New Discoveries in Liquid Drop Impacts.

Abstract

In this dissertation, I presented experimental studies on several topics of the problem where a spherical liquid drop impacts onto a liquid layer.

Two unique liquid jets are produced during the impact: the thin, fast and early-emerging ejecta; and the thick, slow and late-emerging lamella. We clarified the identities of the ejecta sheet and the lamella, which were not sharply distinguished in the literature. In particular, we found that for low Reynolds number the ejecta sheet and the lamella merge into a single continuous jet, and for high Reynolds number two jets are separate. Different fates of the ejecta sheet were determined; we also studied the emergence time, position and velocity of the ejecta sheet as a function of the impact velocity and the viscosity of the liquid.

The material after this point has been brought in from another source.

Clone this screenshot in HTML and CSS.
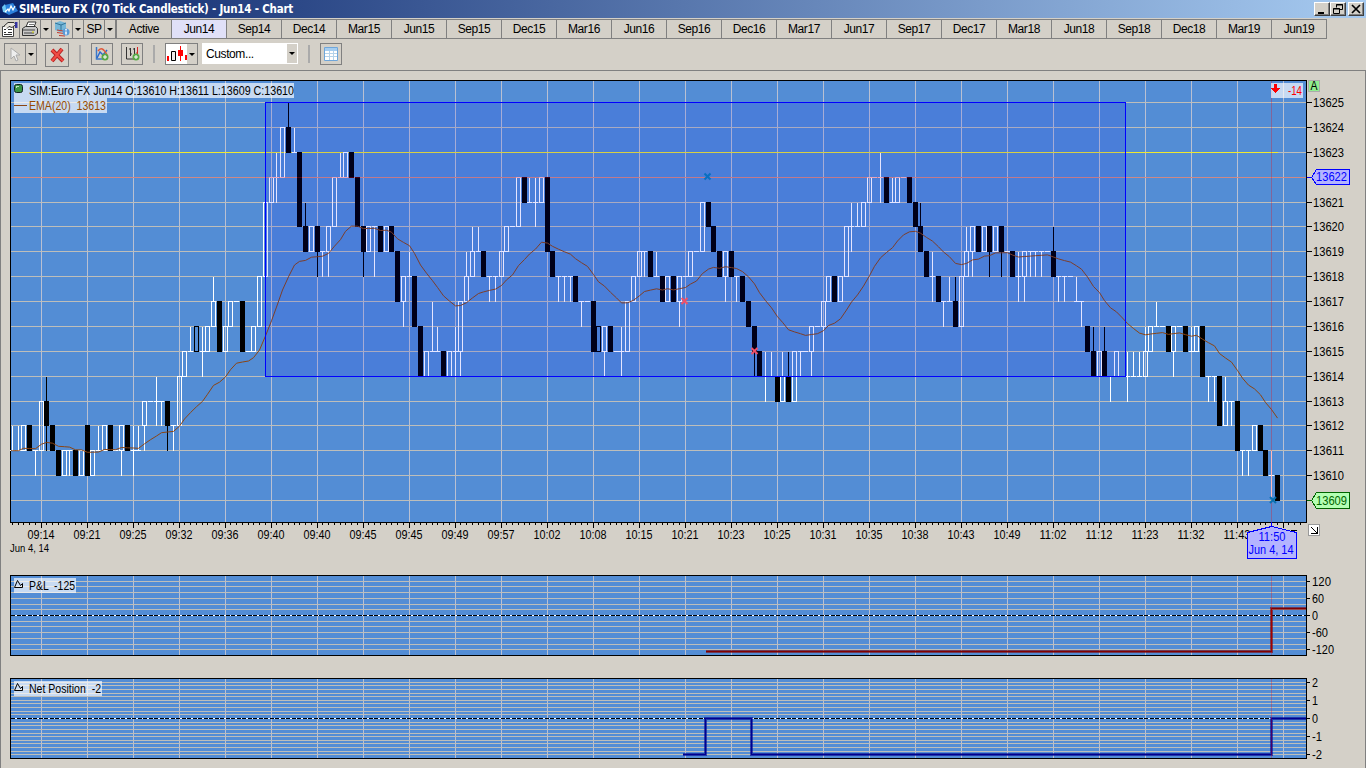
FILE: index.html
```html
<!DOCTYPE html>
<html>
<head>
    <meta charset="utf-8">
    <title>SIM:Euro FX (70 Tick Candlestick) - Jun14 - Chart</title>
    <link rel="stylesheet" href="styles.css">
</head>
<body>
    <div class="titlebar">
        <svg class="app-icon" width="16" height="16" viewBox="0 0 16 16">
            <path d="M3 4l8-2 5 8-9 4-5-3z" fill="#2b80dc"/>
            <path d="M0 6l3-3 2 9-4-1z" fill="#6dc8f5"/>
            <path d="M3 11l3-3 1 2 2-5 2 4 2-4" stroke="#fff" stroke-width="1.2" fill="none"/>
        </svg>
        <span class="title">SIM:Euro FX (70 Tick Candlestick) - Jun14 - Chart</span>
        <div class="window-buttons">
            <button><svg width="12" height="10"><path d="M2 8h6v2H2z"/></svg></button>
            <button><svg width="12" height="10" fill="none" stroke="#000"><path d="M4.500 3.500v-3h6v5h-3M4 1h7M1.500 4.500h6v5h-6zM1 5h7"/></svg></button>
            <button class="close"><svg width="12" height="10"><path d="M2 1l8 8M10 1l-8 8" stroke="#000" stroke-width="1.700"/></svg></button>
        </div>
    </div>

    <div class="contracts">
        <button class="tool w20"><svg width="18" height="18" viewBox="0 0 18 18"><path d="M1.500 6.500h11v10h-11z" fill="#fff" stroke="#444"/><path d="M3 9.500h2M3 12.500h2M7 9.500h4M7 12.500h4M3 14.500h8" stroke="#333"/><path d="M3 6l4-3.500h6l2 2-4 3-3-1-2 2" stroke="#333" fill="#e8e4dc"/><path d="M14 2h2.500v6H14z" fill="#3333a0"/></svg></button>
        <button class="tool w20"><svg width="18" height="18" viewBox="0 0 18 18"><path d="M5 7l2-5h8l-2 5" fill="#fff" stroke="#333"/><path d="M8 4.500h5" stroke="#777"/><path d="M1.500 8.500l3-2h10l2 2v5l-3 2h-12z" fill="#c8c8c8" stroke="#333"/><path d="M2 10h12M3 13h10" stroke="#444"/><path d="M11 12h2" stroke="#dd0"/></svg></button>
        <button class="tool drop w12"></button>
        <button class="tool w21"><svg width="18" height="18" viewBox="0 0 18 18"><path d="M2 3l5-2 6 2v8l-6 1-5-2z" fill="#76b7d8"/><path d="M2 3l6 2 5-2M8 5v6" stroke="#31749a" fill="none"/><path d="M4 10l6 1M4 12.500l7 1M6 15.500l6 .5" stroke="#c33b2f"/><circle cx="13" cy="12" r="3.500" fill="#5a99d8"/><path d="M13 11.500v3M13 9v1.500" stroke="#fff" stroke-width="1.500"/></svg></button>
        <button class="tool drop w12"></button>
        <button class="tool w20 sp">SP</button>
        <button class="tool drop w11"></button>
        <div class="tabs" id="tabs"></div>
    </div>

    <div class="toolbar">
        <button class="tb"><svg width="20" height="20"><path d="M6 4v11l3-3 2 5 2-1-2-5h4z" fill="#eee" stroke="#aaa"/></svg></button>
        <button class="tb drop narrow"></button>
        <button class="tb delete"><svg width="20" height="20"><path d="M5 5l11 11M15 4L5 16" stroke="#b52020" stroke-width="4"/><path d="M5 5l11 11M15 4L5 16" stroke="#f04c45" stroke-width="2.200"/></svg></button>
        <i class="sep"></i>
        <button class="tb"><svg width="20" height="20"><path d="M4.500 3v12H14" stroke="#3c78c8" fill="none" stroke-width="1.500"/><path d="M5 14l3-6 3 3 4-5" stroke="#2a69cf" fill="none" stroke-width="1.500"/><path d="M6 7q4-6 9 4" stroke="#e0593b" fill="none" stroke-width="1.500"/><circle cx="13" cy="13" r="3.500" fill="#57a846"/><path d="M11 13h4M13 11v4" stroke="#fff"/></svg></button>
        <button class="tb gap8"><svg width="20" height="20"><path d="M4.500 3v12H13M8.500 4v8M7 5h2M8 10h2" stroke="#333" fill="none"/><path d="M12.500 4v7M11 5h2" stroke="#333"/><path d="M15.500 3v7M14 9h2" stroke="#d22"/><circle cx="14" cy="13" r="3.500" fill="#57a846"/><path d="M12 13h4M14 11v4" stroke="#fff"/></svg></button>
        <i class="sep"></i>
        <button class="tb"><svg width="21" height="20"><path d="M0 0h21v20H0z" fill="#fff"/><path d="M1 12h2v5H1zM19 11h2v5h-2z" fill="#f00"/><path d="M5.500 7.500h4v9h-4z" fill="#eee" stroke="#000"/><path d="M12 6h5v6h-5zM14 2h1v15h-1z" fill="#f00"/></svg></button>
        <button class="tb drop narrow"></button>
        <div class="combo"><span>Custom...</span><button class="drop"></button></div>
        <i class="sep"></i>
        <button class="tb"><svg width="20" height="20"><path d="M3.500 3.500h13v13h-13z" fill="#fff" stroke="#6fa6da"/><path d="M4 4h12v3H4z" fill="#a5cdf0"/><path d="M4 9.500h12M4 12.500h12M8.500 7v9M12.500 7v9" stroke="#b4d2ea"/></svg></button>
    </div>

    <div class="workspace">
        <svg id="price" width="1364" height="494" viewBox="1 71 1364 494"></svg>
        <svg id="pnl" width="1364" height="103" viewBox="1 565 1364 103"></svg>
        <svg id="net" width="1364" height="99" viewBox="1 668 1364 99"></svg>
    </div>

    <script src="chart.js"></script>
</body>
</html>
```

FILE: styles.css
```css
body {
    margin: 0;
    width: 1366px;
    height: 768px;
    overflow: hidden;
    display: flex;
    flex-direction: column;
    background: #d4d0c8;
    font-family: "Liberation Sans", Arial, sans-serif;
    font-size: 12px;
    letter-spacing: -0.4px;
}

button {
    box-sizing: border-box;
    padding: 0;
    margin: 0;
    background: #d4d0c8;
    font: inherit;
    letter-spacing: inherit;
    color: #000;
    border-radius: 0;
}

svg {
    display: block;
    letter-spacing: 0;
}

/* Title bar */
.titlebar {
    display: flex;
    align-items: center;
    height: 18px;
    flex: none;
    background: linear-gradient(to right, #0a246a, #a6caf0);
}

.app-icon {
    margin: 0 1px 0 2px;
}

.title {
    color: #fff;
    font: bold 11.5px "DejaVu Sans Condensed", "DejaVu Sans", sans-serif;
    font-stretch: condensed;
    letter-spacing: -0.22px;
    white-space: nowrap;
}

.window-buttons {
    display: flex;
    margin-left: auto;
    padding-right: 2px;
}

.window-buttons button {
    width: 16px;
    height: 14px;
    border: 1px solid;
    border-color: #fff #404040 #404040 #fff;
    box-shadow: inset -1px -1px #808080;
    padding-left: 1px;
}

.window-buttons .close {
    margin-left: 2px;
}

/* Contract months */
.contracts {
    display: flex;
    flex: none;
    height: 20px;
    margin-top: 1px;
}

.tool {
    height: 20px;
    border: 1px solid #808080;
    border-left-width: 0;
    display: flex;
    align-items: center;
    justify-content: center;
}

.w11 { width: 11px; }
.w12 { width: 11.5px; }
.w20 { width: 20.5px; }
.w21 { width: 20.5px; }

.sp {
    width: 21px;
}

.drop::after {
    content: "";
    display: block;
    margin: auto;
    width: 0;
    border: 3px solid transparent;
    border-top-color: #000;
    border-bottom-width: 0;
}

.tabs {
    display: flex;
    border-left: 1px solid #808080;
    margin-left: auto;
    margin-right: 39px;
}

.tabs button {
    width: 55px;
    height: 20px;
    border: 1px solid #808080;
    border-left: 0;
}

.tabs .active {
    background: #e0e0f8;
}

/* Drawing tools */
.toolbar {
    display: flex;
    align-items: flex-start;
    box-sizing: border-box;
    flex: none;
    height: 31px;
    padding: 4px 0 0 4px;
}

.tb {
    width: 22px;
    height: 22px;
    border: 1px solid #808080;
    display: flex;
    align-items: center;
    justify-content: center;
}

.tb svg {
    flex: none;
}

.narrow {
    width: 11px;
    border-left: 0;
}

.delete {
    width: 24px;
    height: 24px;
    margin-left: 8px;
}

.gap8 {
    margin-left: 8px;
}

.sep {
    width: 2px;
    height: 18px;
    margin: 2px 10px 0;
    background: #aaa;
}

.combo {
    display: flex;
    align-items: center;
    justify-content: space-between;
    box-sizing: border-box;
    width: 96px;
    height: 21px;
    margin-left: 4px;
    padding: 1px 1px 1px 4px;
    background: #fff;
}

.combo button {
    width: 10px;
    height: 19px;
    border: 0;
}

/* Charts */
.workspace {
    flex: 1;
    border: 1px solid #808080;
    border-bottom: 0;
}

.workspace svg {
    shape-rendering: crispEdges;
}

.plot { fill: #538dd5; stroke: #000; }
.grid-x { stroke: #b9c0d2; }
.grid-y { stroke: #bdbeba; }
.axis { stroke: #000; }
.zero { stroke: #fff; }
.zero-dash { stroke: #000; stroke-dasharray: 4 1.5; }
.up { fill: none; stroke: #fff; }
.down { fill: #000; stroke: #000; }
.down-open { fill: none; stroke: #000; }
.ema { fill: none; stroke: #8b4513; }
.average { shape-rendering: auto; }
.zone { fill: rgba(0, 0, 255, 0.1); stroke: #00f; }
.level { stroke: #f0e82e; }
.cross { stroke: #f00; stroke-opacity: 0.28; }
.label-box { fill: #fff; fill-opacity: 0.68; }
.pnl-line { fill: none; stroke: #800000; stroke-width: 1; }
.net-line { fill: none; stroke: #000090; stroke-width: 1; }
.glow { stroke-width: 3; stroke-opacity: 0.6; }
.blue-tag { fill: #b4b4ff; stroke: #00f; }
.green-tag { fill: #b4ffb4; stroke: #006400; }
.blue-text { fill: #00f; }
.green-text { fill: #006400; }
.ema-text { fill: #964b00; }
.red-text { fill: #f00; }
```

FILE: chart.js
```javascript
// contract tabs
const months = "Active Jun14 Sep14 Dec14 Mar15 Jun15 Sep15 Dec15 Mar16 Jun16 Sep16 Dec16 Mar17 Jun17 Sep17 Dec17 Mar18 Jun18 Sep18 Dec18 Mar19 Jun19".split(" ");
document.getElementById("tabs").innerHTML = months.map(m =>
    `<button${m === "Jun14" ? ' class="active"' : ""}>${m}</button>`).join("");

// one entry per bar: w = up, b = down, o = open down body, d = doji
// body top/bottom, then optional h(igh) and l(ow), all over 13600
const bars = `
d11h12 d11h12 w1211 b1211 d11l10 w1311 b1312h14l11 b1211 b1110 w1110 d11l10 b1110 w1110 b1210 w1110 d11h12
w1211 b1211 d11 w1211l10 b1211 d11h12l10 d11h12 w1312l11 d13 d13h14l12 d13l12 b1312l11 d12l11 w1412 w1514 d15h16
o1615 d15h16l14 w1615 w1716h18 b1715 w1615 w1716 d17 b1715 d15 w1615 w1816 w2118 w2221 d22h23l21 w2422
b2423h25 d23h24 b2320 b2019h21 w2019 b2019l18 d19l18 w2019l18 w2220 d22h23 w2322 b2322 b2220 b2019l18 w2019 d20l18
b2019 w2019 b2019 b1917 w1817l16 d18h19 b1816 b1614 w1514 d15h17 d15h16 b1514 w1514 d15h16l14 w1715l14 w1817h19
w1918h20 d19h20 b1918 d18l17 d18l17 w1918 w2019 d20 w2220 b2221 d21h22 d21h22l20 w2221 b2219 b1918 d18l17
d18l17 d18l17 b1817 d17l16 d17 b1715 o1615 w1615l14 b1615 d15 d15h16l14 w1715 w1817 w1918 d19l18 b1918
d18h19 b1817 w1817 b1817 w1817l16 d18 w1918 d19 w2119 b2120 b2019 b1918 w1918l17 b1918 d18l17 b1817
b1716 b1615l14 b1514 d14h15l13 d14h15 b1413 w1413h15 b1413h15 w1513 d15l14 d15 w1615l14 d16 w1716l15 w1817 b1817
w1817 w2018 d20h21l19 d20h21 w2120 w2221 d22 d22h23l21 b2221 d21h22 w2221 d22 b2221 b2120 b2019h21 b1918
d18h19l17 b1817 d17l16 d17h18 b1716h18 w1816 w1918h20 w2019l18 b2019 w2019 b2019l18 w2019 b2019l18 d19 b1918 d18h19l17
w1918l17 d19l18 d19l18 d19l18 d19 b1918h20 d18l17 d18l17 d18 d17h18 d17l16 b1615 b1514h16 w1514 b1514h16 d14l13
w1514 d14 d14h15l13 d14h15 d14h15 w1514h16 w1615 d16h17 d16 b1615 w1615l14 d16 b1615 d15h16 w1615 b1614
d14l13 d14l13 b1412 w1312h14 d13l12 b1311 d11l10 d11l10 w1211 b1211 b1110 d10h11l9 b109`.trim().split(/\s+/);

const times = "09:14 09:21 09:25 09:32 09:36 09:40 09:40 09:45 09:45 09:49 09:57 10:02 10:08 10:15 10:21 10:23 10:25 10:31 10:35 10:38 10:43 10:49 11:02 11:12 11:23 11:32 11:43".split(" ");
const gridX = times.map((t, i) => 41 + i * 46).concat(1283);

const barX = i => Math.floor(12.25 + 5.75 * i) + 0.5;
const levelY = p => Math.floor(102.6 + 24.87 * (25 - p)) + 0.5;

function line(cls, x1, y1, x2, y2) {
    return `<path class="${cls}" d="M${x1} ${y1}L${x2} ${y2}"/>`;
}

function text(x, y, str, len, cls = "", anchor = "start") {
    return `<text class="${cls}" x="${x}" y="${y}" text-anchor="${anchor}" textLength="${len}" lengthAdjust="spacingAndGlyphs" xml:space="preserve">${str}</text>`;
}

function plot(top, bottom, rows) {
    let s = `<rect class="plot" x="10.5" y="${top}.5" width="1296" height="${bottom - top}"/>`;
    gridX.forEach(x => s += line("grid-x", x + 0.5, top + 1, x + 0.5, bottom));
    rows.forEach(y => s += line("grid-y", 11, y, 1306, y));
    return s;
}

function candle(code, i) {
    const m = code.match(/^([wbod])(\d\d)(\d{0,2})(?:h(\d+))?(?:l(\d+))?$/);
    const x = barX(i);
    const top = levelY(+m[2]);
    const bottom = m[3] ? levelY(+m[3]) : top;
    const cls = { w: "up", b: "down", o: "down-open", d: "up" }[m[1]];
    let s = "";
    if (m[1] === "d") s += line(cls, x - 2.5, top, x + 2.5, top);
    else s += `<rect class="${cls}" x="${x - 2}" y="${top}" width="4" height="${bottom - top}"/>`;
    if (m[4]) s += line(cls, x, levelY(+m[4]), x, top);
    if (m[5]) s += line(cls, x, bottom, x, levelY(+m[5]) + 0.5);
    return s;
}

function marker(x, y, color) {
    return `<path d="M${x - 3} ${y - 3}l6 6m0-6l-6 6" stroke="${color}" stroke-width="2" shape-rendering="auto"/>`;
}

function drawPrice() {
    const prices = Array.from({ length: 17 }, (_, i) => 25 - i);
    let s = plot(80, 522, prices.map(levelY));
    s += line("level", 11, 152.5, 1278, 152.5);
    bars.forEach((b, i) => s += candle(b, i));

    // 20 bar exponential average of the closes
    let ema = 11;
    const points = bars.map((b, i) => {
        const m = b.match(/^(.)(\d\d)(\d*)/);
        const close = m[1] === "b" || m[1] === "o" ? +m[3] : +m[2];
        ema += (close - ema) * 2 / 21;
        return barX(i) + "," + (102.5 + 24.87 * (25 - ema)).toFixed(1);
    });
    s += `<polyline class="ema average" points="11,450.5 ${points.join(" ")}"/>`;

    s += `<rect class="zone" x="265.5" y="102.500" width="860" height="274"/>`;
    s += line("cross", 11, 177.5, 1306, 177.5) + line("cross", 1271.5, 81, 1271.5, 522);
    s += marker(707.5, 176.500, "#0870c0") + marker(684.5, 301, "#f05068") + marker(754.5, 351, "#f05068") + marker(1273, 500, "#0870b0");

    // legend
    s += `<rect class="label-box" x="14" y="83" width="280" height="15"/><rect class="label-box" x="14" y="98" width="93" height="15"/>`;
    s += `<rect x="14.5" y="84.500" width="8" height="8" rx="2" fill="#3a9445" stroke="#122" shape-rendering="auto"/><path d="M16 88v-2h3" stroke="#bfe5c0" fill="none"/>`;
    s += text(29, 95, "SIM:Euro FX Jun14 O:13610 H:13611 L:13609 C:13610", 265);
    s += line("ema", 14, 105.5, 27, 105.5) + text(29, 110, "EMA(20)  13613", 77, "ema-text");
    s += `<rect class="label-box" x="1271" y="83" width="32" height="15"/><path d="M1274 84h3v4h3l-4.500 5-4.500-5h3z" fill="#f00"/>`;
    s += text(1288, 95, "-14", 14, "red-text");
    s += `<rect x="1308.5" y="80.500" width="11" height="11" fill="#90ee90" stroke="#aaa"/>` + text(1310.5, 90, "A", 7);

    prices.forEach(p => {
        if (p === 22 || p === 9) return;
        s += line("axis", 1307, levelY(p), 1312, levelY(p)) + text(1313, levelY(p) + 4.5, 13600 + p, 31);
    });
    s += `<path class="blue-tag" d="M1307 177.500H1311.500L1316.500 169.500H1349.500V184.500H1316.500L1311.500 177.500"/>` + text(1316, 181, "13622", 31, "blue-text");
    s += `<path class="green-tag" d="M1307 500.500H1311.500L1316.500 492.500H1349.500V508.500H1316.500L1311.500 500.500"/>` + text(1316, 505, "13609", 31, "green-text");

    // time axis
    for (let i = 0; i < 226; i++) {
        const x = barX(i);
        if (x < 1306) s += line("axis", x, 523, x, (i - 5) % 8 === 0 ? 528 : 525);
    }
    times.forEach((t, i) => s += text(41 + i * 46, 539, t, 27, "", "middle"));
    s += line("axis", 1291, 530.5, 1297, 530.5);
    s += text(10, 552, "Jun 4, 14", 39).replace("<text", '<text font-size="11"');
    s += `<path class="blue-tag" d="M1271.500 522V526.500L1296.500 532.500V558.500H1247.500V532.500L1271.500 526.500"/>`;
    s += text(1272, 541, "11:50", 27, "blue-text", "middle") + text(1271, 554, "Jun 4, 14", 45, "blue-text", "middle");
    s += `<rect x="1308.5" y="524.500" width="11" height="11" fill="#fff" stroke="#999"/><path d="M1311 527l6 6M1317.500 527v6.500H1311" stroke="#000" fill="none"/>`;
    document.getElementById("price").innerHTML = s;
}

function drawStudy(id, top, bottom, rows, zero, path, cls, name, width, labels) {
    let s = plot(top, bottom, rows.map(y => y + 0.5));
    s += line("zero", 11, zero + 0.5, 1306, zero + 0.5) + line("zero-dash", 11, zero + 0.5, 1306, zero + 0.5);
    s += `<path class="${cls} glow" d="${path}"/><path class="${cls}" d="${path}"/>`;
    s += line("cross", 1271.5, top + 1, 1271.5, bottom);
    s += `<rect class="label-box" x="14" y="${top + 3}" width="${width + 16}" height="15"/>`;
    s += `<path d="M14.5 ${top + 12}.5h8v-4l-2 2-3-5-3 7" fill="none" stroke="#000" shape-rendering="auto"/>`;
    s += text(29, top + 15, name, width);
    labels.forEach(([label, y, len]) => {
        s += line("axis", 1307, y + 0.5, 1310, y + 0.5) + text(1312, y + 5, label, len);
    });
    document.getElementById(id).innerHTML = s;
}

drawPrice();
drawStudy("pnl", 575, 655, [581, 586, 592, 598, 604, 609, 621, 626, 632, 638, 644, 649], 615,
    "M706 651.5H1271.5V608.5H1306", "pnl-line", "P&amp;L  -125", 46,
    [["120", 581, 19], ["60", 598, 12], ["0", 615, 6], ["-60", 632, 16], ["-120", 649, 22]]);
drawStudy("net", 678, 758, [682, 685, 689, 693, 696, 700, 703, 707, 711, 714, 722, 725, 729, 733, 736, 740, 743, 747, 751, 754], 718,
    "M683 754.5H705.5V718.5H751.5V754.5H1271.5V718.5H1306", "net-line", "Net Position  -2", 72,
    [["2", 682, 6], ["1", 700, 6], ["0", 718, 6], ["-1", 736, 10], ["-2", 754, 10]]);
```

As a simplest type of splash, the crown splash is caused by an instability developed on the rim of the lamella. By performing many experiments for the same parameter values, we measured the spectrum of small-amplitude perturbations growing on the rim. We showed that for a range of parameters in the crown splash regime the generation of secondary droplets results from a Rayleigh-Plateau mechanism of the rim, whose shape is almost cylindrical.

We investigated the dynamics of the lamella with an X-ray phase contrast imaging technique that enabled a complete detection of the interface between liquid and air. We acquired reliable experimental data of the lamella for multiple parameter sets, and compiled them into a database that is used to validate numerical simulations. We used the same X-ray technique to observe other features of the problem, such as the vortices generated inside the liquid and the air bubble trapped underneath the drop.

Liquid drop impact is a two-phase flow problem involving both the liquid and the surrounding gas, however the properties of the latter were often ignored in conventional views of the problem that resulted in the so-called conventional parametrization. We studied the influence of the surrounding gas; our results showed that the density and the viscosity of the gas change the behavior of the impact, and proved the conventional parametrization insufficient.